From a profile of Thomas E. Sanders, former Boston Celtics star and the new head basketball coach at Harvard.
Man and God at Harvard
Within the University are represented Buddhism, Christianity, Hinduism, Islam, Judaism, the Divine Light Mission, the Process, agnosticism, atheism, and religious apathy. The Committee on the Future of Memorial Church has begun to consider the University's response to that diversity. It is a consideration that deserves far more public attention than it has received.
From "The Undergraduate" column by David Cohen '74.

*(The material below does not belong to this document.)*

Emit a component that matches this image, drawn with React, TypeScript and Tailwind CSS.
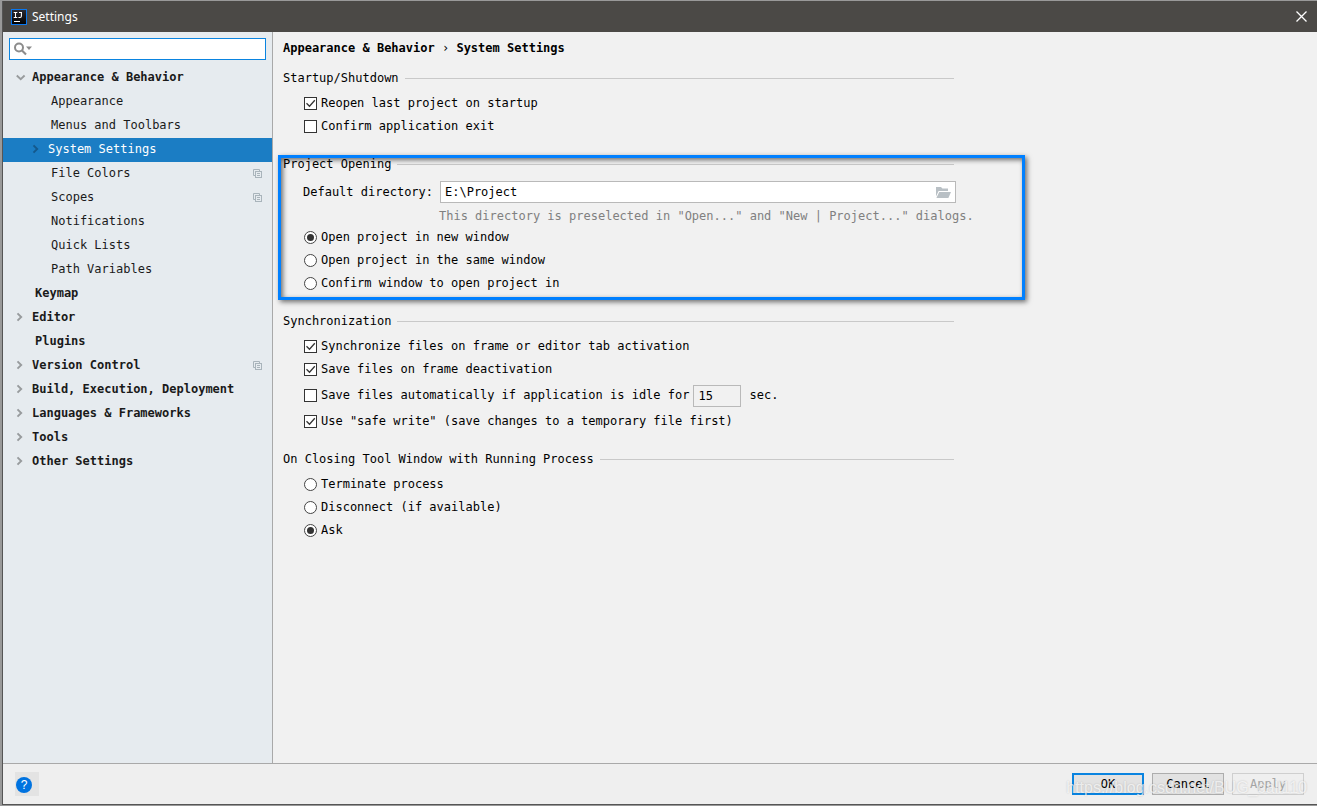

Jack Schmitt, the man from the moon.
Schmitt is a good-natured fellow, outgoing and quick to laugh, with a handshake untouched by the chill of outer space. He has black hair, brown eyes, a reported weight of 165 pounds, and - according to biographical data distributed by NASA - a height of 5 feet 9 inches. The Bulletin's man, at 5 feet 9 1/2 inches, had the sensation of being significantly taller than Schmitt; thought at the time that Schmitt's below-average height undoubtedly came in handy in space capsules; and on the strength of this can confidently report that when it comes to height, NASA lies.
Harvard's astronaut-geologist came to town to talk about moon rocks and the earth, and the Bulletin was there.